Prove conditional expectation as minimization of squared error

1k Views Asked by At

I'm a bit confused about the universality of this statement:

Suppose we have real-valued random variables $Y,X$, and differentiable function $f(X)$ (perhaps some model). Do not assume that $f(X)$ is convex.

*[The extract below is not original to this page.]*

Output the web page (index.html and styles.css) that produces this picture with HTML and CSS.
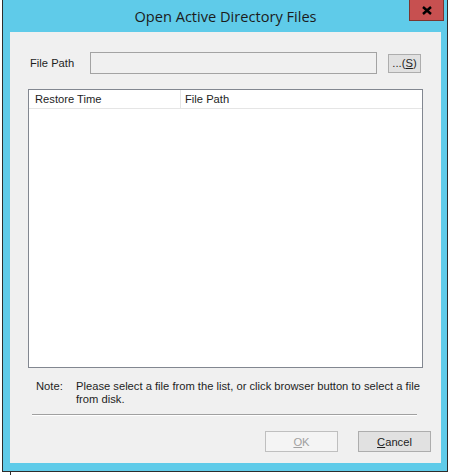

$$ \mathbb{E}[Y \mid X] = \text{argmin}_f \mathbb{E}[(Y - f(X))^2] $$

Is this always true? And if so, why? Most of these proofs rely on reducing the statement above to (e.g., here):

$$ \text{argmin}_f \mathbb{E}[(\mathbb{E}[Y] - f(X))^2]$$

Then they take the derivative to compute the minimum to show the result, but this would require $f(x)$ to be convex, so would the above statement always hold?

1

There are 1 best solutions below

1
On BEST ANSWER

There's no need to take derivatives or invoke convexity. Having established that $$ E\left[ (Y-f(X))^2\right]=E\left[(Y-E(Y\mid X))\right]^2+E\left[(E(Y\mid X)-f(X))^2\right]=a+b,\tag{$\ast$} $$ we observe the LHS of $(\ast)$ is minimized when $b$ is minimized. Since $b$ is the expectation of a non-negative random variable, it is clear that $b\ge0$. But taking $\hat f(X):=E(Y\mid X)$ leads to $b=0$, hence $\hat f(X)$ is a choice for $f(X)$ that minimizes the LHS.

Now if also $h(X)$ minimizes the LHS of $(\ast)$, then we must have $$E\left[(E(Y\mid X)-h(X))^2\right]=0$$ as well. But $(E(Y\mid X)-h(X))^2$ is a non-negative random variable. Therefore it must equal zero almost surely, which implies $h(X)=E(Y\mid X)$ almost surely.